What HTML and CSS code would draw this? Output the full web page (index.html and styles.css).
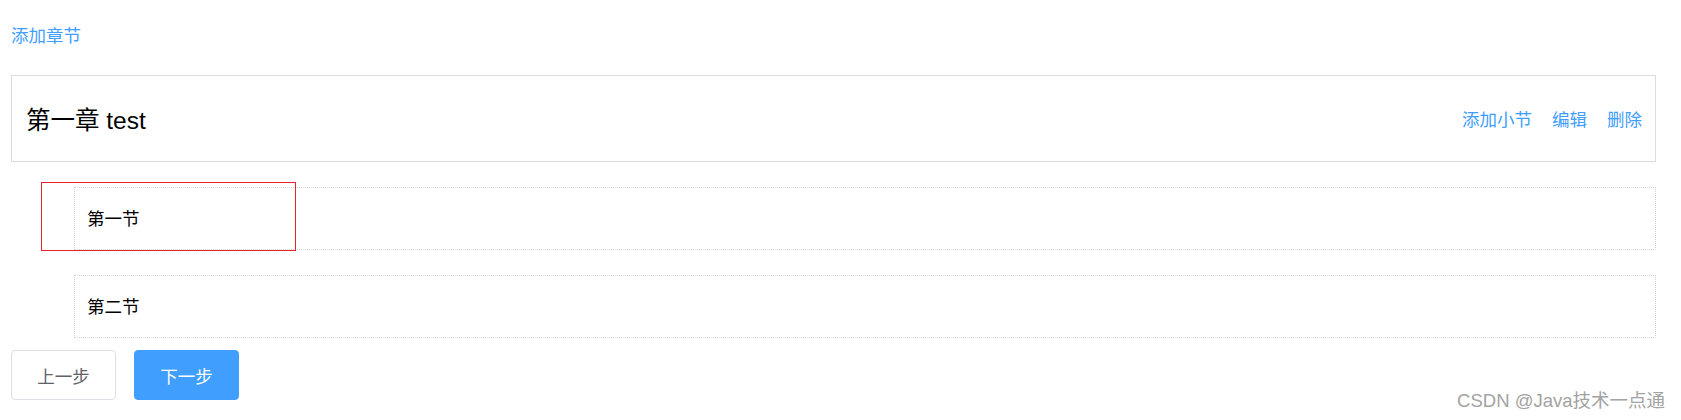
FILE: index.html
```html
<!doctype html>
<html lang="zh-CN">
<head>
  <meta charset="UTF-8">
  <title>章节</title>
  <link rel="stylesheet" href="styles.css">
</head>
<body>
  <div class="page">
    <a class="add-chapter" href="#">添加章节</a>

    <div class="chapter">
      <span class="chapter-title">第一章 test</span>
      <span class="actions">
        <a href="#">添加小节</a>
        <a href="#">编辑</a>
        <a href="#">删除</a>
      </span>
    </div>

    <ul class="sections">
      <li class="section">第一节<span class="mark"></span></li>
      <li class="section">第二节</li>
    </ul>

    <div class="steps">
      <button class="btn">上一步</button>
      <button class="btn btn-primary">下一步</button>
    </div>
  </div>

  <div class="watermark">CSDN @Java技术一点通</div>
</body>
</html>
```

FILE: styles.css
```css
*{margin:0;
  padding:0;
  list-style:none;
  box-sizing:border-box;}
body{font-family:"Liberation Sans","Noto Sans CJK SC",sans-serif;
     color:#000;
     background:#fff;}
a{text-decoration:none;
  color:#409eff;}
.page{padding:0 25px 0 11px;}
.add-chapter{display:block;
             margin-top:24px;
             line-height:24px;
             font-size:17.5px;}
.chapter{margin-top:27px;
         height:87px;
         border:1px solid #dcdcdc;
         display:flex;
         align-items:center;
         justify-content:space-between;
         padding:0 13px 0 14px;}
.chapter-title{font-size:24.5px;}
.actions{display:flex;
         gap:20px;
         font-size:17.5px;}
.sections{margin-left:63px;}
.section{position:relative;
         height:63px;
         margin-top:25px;
         border:1px dotted #d4d4d4;
         display:flex;
         align-items:center;
         padding:0 0 2px 12px;
         font-size:17.5px;}
.mark{position:absolute;
      left:-34px;
      top:-6px;
      width:255px;
      height:69px;
      border:1px solid #e8242b;}
.steps{display:flex;
       gap:18px;
       margin-top:12px;}
.btn{width:105px;
     height:50px;
     border:1px solid #dcdfe6;
     border-radius:4px;
     background:#fff;
     color:#606266;
     font-family:inherit;
     font-size:17.5px;}
.btn-primary{background:#409eff;
             border-color:#409eff;
             color:#fff;}
.watermark{position:absolute;
           right:16px;
           top:386px;
           font-size:18.5px;
           color:#a3a3a3;}
```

______

**Your task:**
Output each line exactly; omit every picture.

**Exercise answer:**
What HTML and CSS code would draw this? Output the full web page (index.html and styles.css).
FILE: index.html
```html
<!doctype html>
<html lang="zh-CN">
<head>
  <meta charset="UTF-8">
  <title>章节</title>
  <link rel="stylesheet" href="styles.css">
</head>
<body>
  <div class="page">
    <a class="add-chapter" href="#">添加章节</a>

    <div class="chapter">
      <span class="chapter-title">第一章 test</span>
      <span class="actions">
        <a href="#">添加小节</a>
        <a href="#">编辑</a>
        <a href="#">删除</a>
      </span>
    </div>

    <ul class="sections">
      <li class="section">第一节<span class="mark"></span></li>
      <li class="section">第二节</li>
    </ul>

    <div class="steps">
      <button class="btn">上一步</button>
      <button class="btn btn-primary">下一步</button>
    </div>
  </div>

  <div class="watermark">CSDN @Java技术一点通</div>
</body>
</html>
```

FILE: styles.css
```css
*{margin:0;
  padding:0;
  list-style:none;
  box-sizing:border-box;}
body{font-family:"Liberation Sans","Noto Sans CJK SC",sans-serif;
     color:#000;
     background:#fff;}
a{text-decoration:none;
  color:#409eff;}
.page{padding:0 25px 0 11px;}
.add-chapter{display:block;
             margin-top:24px;
             line-height:24px;
             font-size:17.5px;}
.chapter{margin-top:27px;
         height:87px;
         border:1px solid #dcdcdc;
         display:flex;
         align-items:center;
         justify-content:space-between;
         padding:0 13px 0 14px;}
.chapter-title{font-size:24.5px;}
.actions{display:flex;
         gap:20px;
         font-size:17.5px;}
.sections{margin-left:63px;}
.section{position:relative;
         height:63px;
         margin-top:25px;
         border:1px dotted #d4d4d4;
         display:flex;
         align-items:center;
         padding:0 0 2px 12px;
         font-size:17.5px;}
.mark{position:absolute;
      left:-34px;
      top:-6px;
      width:255px;
      height:69px;
      border:1px solid #e8242b;}
.steps{display:flex;
       gap:18px;
       margin-top:12px;}
.btn{width:105px;
     height:50px;
     border:1px solid #dcdfe6;
     border-radius:4px;
     background:#fff;
     color:#606266;
     font-family:inherit;
     font-size:17.5px;}
.btn-primary{background:#409eff;
             border-color:#409eff;
             color:#fff;}
.watermark{position:absolute;
           right:16px;
           top:386px;
           font-size:18.5px;
           color:#a3a3a3;}
```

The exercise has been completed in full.